▸ Stored data:
-- -- --
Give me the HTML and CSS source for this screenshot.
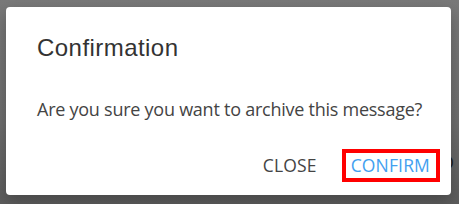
-- -- --
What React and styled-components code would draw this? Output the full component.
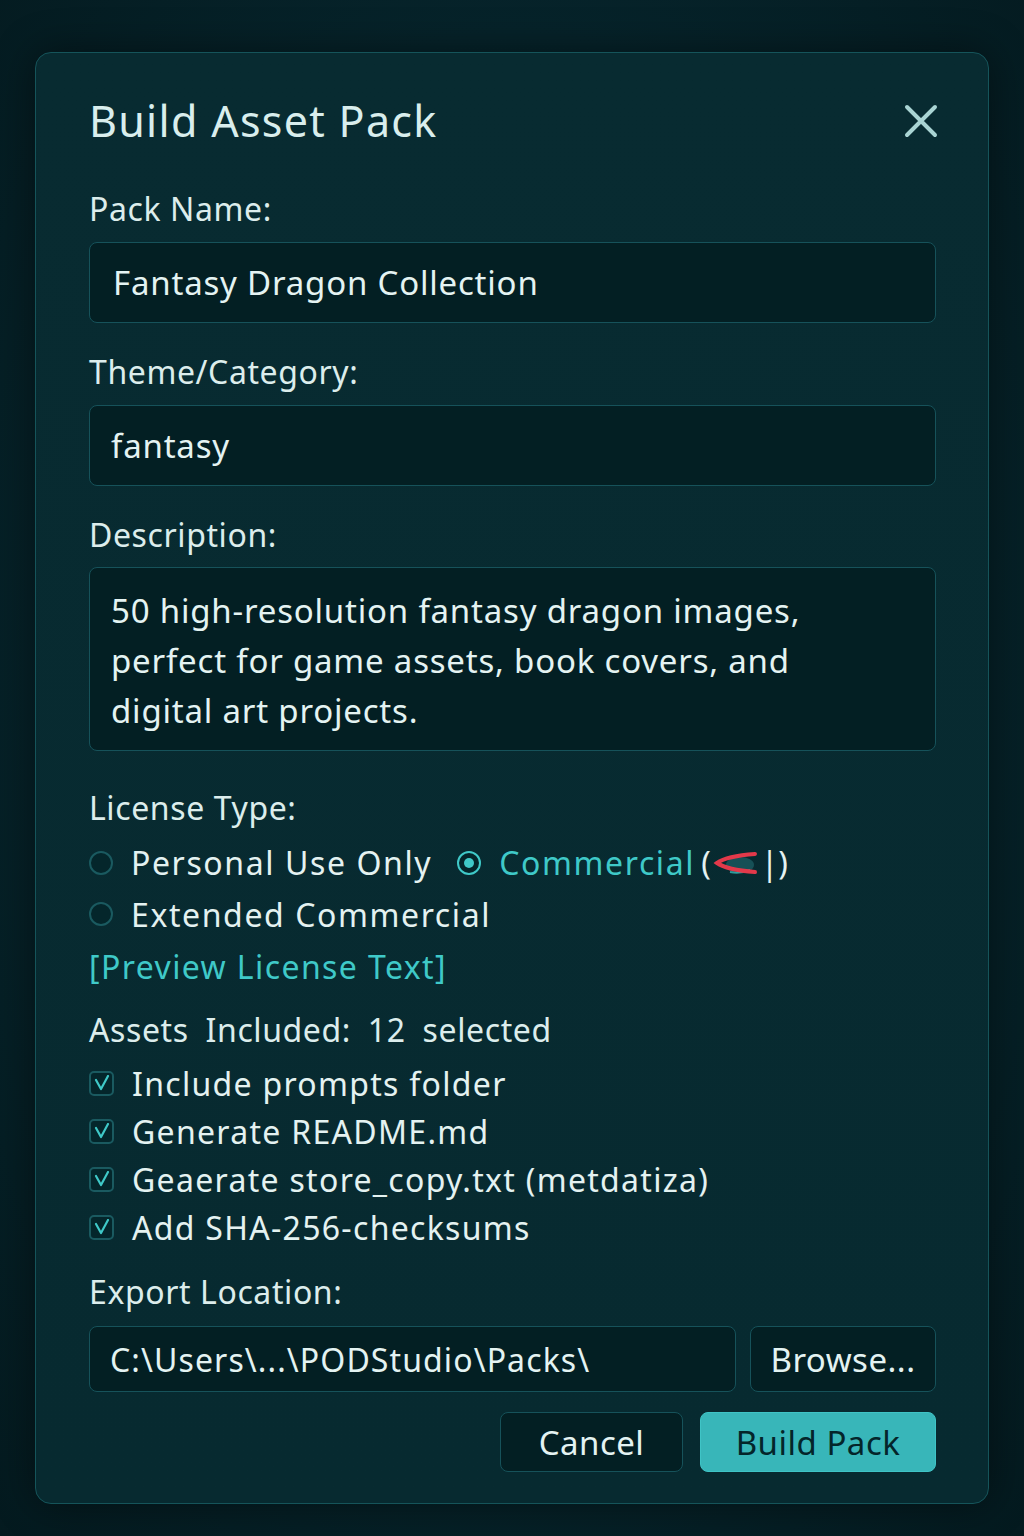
-- -- --
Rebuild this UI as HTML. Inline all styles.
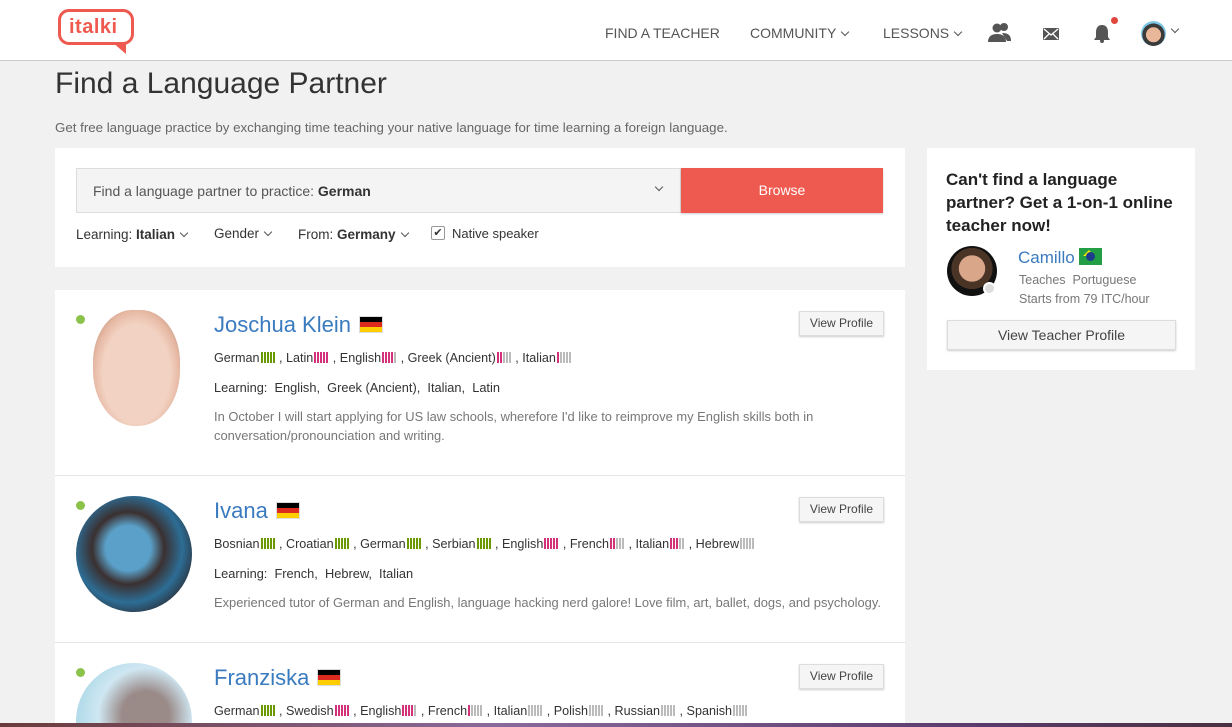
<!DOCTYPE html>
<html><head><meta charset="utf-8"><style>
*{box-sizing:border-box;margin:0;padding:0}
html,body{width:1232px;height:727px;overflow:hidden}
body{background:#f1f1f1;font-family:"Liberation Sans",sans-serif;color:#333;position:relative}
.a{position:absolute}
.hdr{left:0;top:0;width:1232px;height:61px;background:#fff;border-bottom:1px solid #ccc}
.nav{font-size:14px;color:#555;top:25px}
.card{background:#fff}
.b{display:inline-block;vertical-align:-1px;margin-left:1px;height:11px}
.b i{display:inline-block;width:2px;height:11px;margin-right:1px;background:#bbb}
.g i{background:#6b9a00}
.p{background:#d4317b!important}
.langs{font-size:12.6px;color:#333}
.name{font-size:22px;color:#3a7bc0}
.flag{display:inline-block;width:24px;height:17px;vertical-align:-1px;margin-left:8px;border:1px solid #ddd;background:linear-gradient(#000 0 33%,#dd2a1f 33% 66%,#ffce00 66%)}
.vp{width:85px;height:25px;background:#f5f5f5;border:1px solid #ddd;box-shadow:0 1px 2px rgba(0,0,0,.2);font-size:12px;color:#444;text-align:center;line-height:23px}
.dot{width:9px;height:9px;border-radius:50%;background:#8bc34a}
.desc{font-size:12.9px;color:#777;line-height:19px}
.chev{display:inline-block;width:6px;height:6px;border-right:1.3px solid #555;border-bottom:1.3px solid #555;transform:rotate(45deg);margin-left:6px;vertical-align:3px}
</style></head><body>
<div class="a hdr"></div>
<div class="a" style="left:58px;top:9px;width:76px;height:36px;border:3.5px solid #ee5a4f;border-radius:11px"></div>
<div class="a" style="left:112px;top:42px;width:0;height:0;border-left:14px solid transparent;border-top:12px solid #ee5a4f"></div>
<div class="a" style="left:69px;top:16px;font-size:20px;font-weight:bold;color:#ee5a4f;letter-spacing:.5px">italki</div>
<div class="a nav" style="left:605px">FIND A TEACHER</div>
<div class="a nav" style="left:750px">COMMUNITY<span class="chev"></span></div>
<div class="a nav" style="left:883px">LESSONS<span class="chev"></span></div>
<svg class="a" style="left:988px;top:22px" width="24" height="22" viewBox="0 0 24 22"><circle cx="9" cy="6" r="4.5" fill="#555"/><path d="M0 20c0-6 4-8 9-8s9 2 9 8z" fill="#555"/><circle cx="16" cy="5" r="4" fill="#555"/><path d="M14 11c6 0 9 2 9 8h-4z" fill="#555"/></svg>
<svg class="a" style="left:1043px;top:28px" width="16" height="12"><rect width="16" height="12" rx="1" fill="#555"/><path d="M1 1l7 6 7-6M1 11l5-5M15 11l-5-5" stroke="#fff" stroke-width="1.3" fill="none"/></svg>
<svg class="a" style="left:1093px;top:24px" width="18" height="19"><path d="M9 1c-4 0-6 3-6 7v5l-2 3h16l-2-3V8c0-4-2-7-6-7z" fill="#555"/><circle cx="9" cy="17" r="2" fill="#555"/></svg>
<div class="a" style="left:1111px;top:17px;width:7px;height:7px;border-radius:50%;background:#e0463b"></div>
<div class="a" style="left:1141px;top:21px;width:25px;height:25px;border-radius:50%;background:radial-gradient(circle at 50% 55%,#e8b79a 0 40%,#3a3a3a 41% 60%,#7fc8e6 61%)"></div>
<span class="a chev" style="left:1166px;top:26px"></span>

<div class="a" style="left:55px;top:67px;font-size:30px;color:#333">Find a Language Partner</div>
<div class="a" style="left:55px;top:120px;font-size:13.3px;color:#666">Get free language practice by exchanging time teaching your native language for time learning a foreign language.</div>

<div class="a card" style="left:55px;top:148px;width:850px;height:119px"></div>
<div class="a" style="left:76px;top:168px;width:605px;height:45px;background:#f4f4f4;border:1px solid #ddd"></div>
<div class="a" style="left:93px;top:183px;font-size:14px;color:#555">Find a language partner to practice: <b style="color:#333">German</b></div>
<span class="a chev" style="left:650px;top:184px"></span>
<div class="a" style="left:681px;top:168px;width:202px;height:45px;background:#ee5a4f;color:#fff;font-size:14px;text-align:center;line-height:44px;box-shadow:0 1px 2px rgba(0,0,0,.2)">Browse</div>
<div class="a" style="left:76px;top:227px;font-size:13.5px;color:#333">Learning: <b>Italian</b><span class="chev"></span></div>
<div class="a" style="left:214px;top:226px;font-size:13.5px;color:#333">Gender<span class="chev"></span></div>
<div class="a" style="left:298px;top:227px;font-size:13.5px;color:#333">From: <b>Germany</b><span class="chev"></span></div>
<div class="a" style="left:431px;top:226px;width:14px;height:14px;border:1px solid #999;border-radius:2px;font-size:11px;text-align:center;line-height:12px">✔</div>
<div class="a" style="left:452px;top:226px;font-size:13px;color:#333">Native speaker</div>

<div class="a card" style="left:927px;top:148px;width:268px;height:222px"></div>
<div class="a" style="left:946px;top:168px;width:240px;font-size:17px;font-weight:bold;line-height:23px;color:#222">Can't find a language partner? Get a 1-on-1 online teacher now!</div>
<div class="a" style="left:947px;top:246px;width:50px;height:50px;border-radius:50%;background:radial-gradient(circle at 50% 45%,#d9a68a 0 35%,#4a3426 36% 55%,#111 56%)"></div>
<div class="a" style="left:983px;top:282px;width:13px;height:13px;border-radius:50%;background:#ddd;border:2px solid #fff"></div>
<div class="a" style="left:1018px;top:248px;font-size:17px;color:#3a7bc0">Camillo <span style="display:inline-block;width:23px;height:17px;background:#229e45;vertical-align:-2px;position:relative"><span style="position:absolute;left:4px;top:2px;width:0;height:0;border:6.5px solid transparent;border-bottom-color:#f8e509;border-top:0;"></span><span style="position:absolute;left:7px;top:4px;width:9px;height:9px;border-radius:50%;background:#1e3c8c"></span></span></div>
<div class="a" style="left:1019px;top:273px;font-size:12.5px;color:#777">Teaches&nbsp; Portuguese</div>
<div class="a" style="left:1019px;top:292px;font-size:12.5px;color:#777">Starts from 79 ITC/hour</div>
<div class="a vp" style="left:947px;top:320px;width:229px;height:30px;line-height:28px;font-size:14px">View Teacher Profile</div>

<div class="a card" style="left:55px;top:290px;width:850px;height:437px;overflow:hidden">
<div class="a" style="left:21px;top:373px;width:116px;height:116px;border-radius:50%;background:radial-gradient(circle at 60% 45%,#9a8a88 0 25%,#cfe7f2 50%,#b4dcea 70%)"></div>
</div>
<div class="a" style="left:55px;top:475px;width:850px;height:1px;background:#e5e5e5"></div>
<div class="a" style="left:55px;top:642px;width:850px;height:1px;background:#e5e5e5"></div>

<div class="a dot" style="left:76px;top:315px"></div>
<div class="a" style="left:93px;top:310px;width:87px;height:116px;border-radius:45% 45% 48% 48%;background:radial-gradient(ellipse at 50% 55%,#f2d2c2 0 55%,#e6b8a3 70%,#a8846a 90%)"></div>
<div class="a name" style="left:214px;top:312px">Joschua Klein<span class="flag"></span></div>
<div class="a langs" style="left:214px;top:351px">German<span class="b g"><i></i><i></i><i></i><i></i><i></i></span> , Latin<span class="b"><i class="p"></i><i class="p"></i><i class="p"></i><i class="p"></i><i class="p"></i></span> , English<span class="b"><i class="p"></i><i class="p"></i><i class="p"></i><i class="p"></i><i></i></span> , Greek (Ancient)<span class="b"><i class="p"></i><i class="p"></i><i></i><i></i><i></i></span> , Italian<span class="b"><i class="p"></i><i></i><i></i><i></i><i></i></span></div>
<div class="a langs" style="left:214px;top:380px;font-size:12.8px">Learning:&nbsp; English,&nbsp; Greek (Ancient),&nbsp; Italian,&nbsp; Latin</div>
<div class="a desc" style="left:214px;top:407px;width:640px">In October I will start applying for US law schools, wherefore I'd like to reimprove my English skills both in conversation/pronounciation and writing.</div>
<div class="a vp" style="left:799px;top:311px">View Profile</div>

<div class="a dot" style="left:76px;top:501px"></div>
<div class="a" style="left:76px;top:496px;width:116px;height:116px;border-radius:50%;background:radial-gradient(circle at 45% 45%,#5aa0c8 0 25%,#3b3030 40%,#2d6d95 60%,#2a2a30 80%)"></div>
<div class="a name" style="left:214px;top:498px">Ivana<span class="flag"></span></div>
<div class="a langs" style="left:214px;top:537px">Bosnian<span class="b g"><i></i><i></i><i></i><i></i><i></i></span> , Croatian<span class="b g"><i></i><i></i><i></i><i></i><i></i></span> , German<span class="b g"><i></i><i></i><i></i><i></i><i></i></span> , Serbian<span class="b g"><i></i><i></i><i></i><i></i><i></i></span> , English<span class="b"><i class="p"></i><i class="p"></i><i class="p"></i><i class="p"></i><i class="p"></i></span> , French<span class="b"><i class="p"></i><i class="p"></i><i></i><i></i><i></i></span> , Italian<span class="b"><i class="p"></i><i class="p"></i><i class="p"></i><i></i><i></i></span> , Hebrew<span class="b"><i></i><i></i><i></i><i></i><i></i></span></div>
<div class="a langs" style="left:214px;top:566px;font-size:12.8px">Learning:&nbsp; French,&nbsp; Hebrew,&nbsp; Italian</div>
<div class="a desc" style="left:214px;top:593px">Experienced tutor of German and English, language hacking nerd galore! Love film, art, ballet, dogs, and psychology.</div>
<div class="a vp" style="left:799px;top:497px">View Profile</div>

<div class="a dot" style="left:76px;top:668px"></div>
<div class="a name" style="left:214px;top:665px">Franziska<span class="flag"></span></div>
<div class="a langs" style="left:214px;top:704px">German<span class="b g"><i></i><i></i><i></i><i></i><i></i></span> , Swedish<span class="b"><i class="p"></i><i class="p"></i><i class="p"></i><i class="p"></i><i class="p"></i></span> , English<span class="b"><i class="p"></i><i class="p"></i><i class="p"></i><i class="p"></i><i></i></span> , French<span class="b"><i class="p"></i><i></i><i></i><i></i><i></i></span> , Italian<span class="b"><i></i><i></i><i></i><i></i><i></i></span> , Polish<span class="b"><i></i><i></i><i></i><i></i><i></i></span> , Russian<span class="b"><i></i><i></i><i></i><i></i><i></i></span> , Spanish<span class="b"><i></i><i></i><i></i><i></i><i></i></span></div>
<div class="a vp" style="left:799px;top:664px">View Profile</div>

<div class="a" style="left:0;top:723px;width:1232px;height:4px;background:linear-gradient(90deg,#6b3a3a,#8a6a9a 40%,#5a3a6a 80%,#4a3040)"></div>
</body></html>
-- -- --
▸ Requirements: Copy all lines from the entries that contain the word "this".

▸ Task result:
Give me the HTML and CSS source for this screenshot.
What React and styled-components code would draw this? Output the full component.
Rebuild this UI as HTML. Inline all styles.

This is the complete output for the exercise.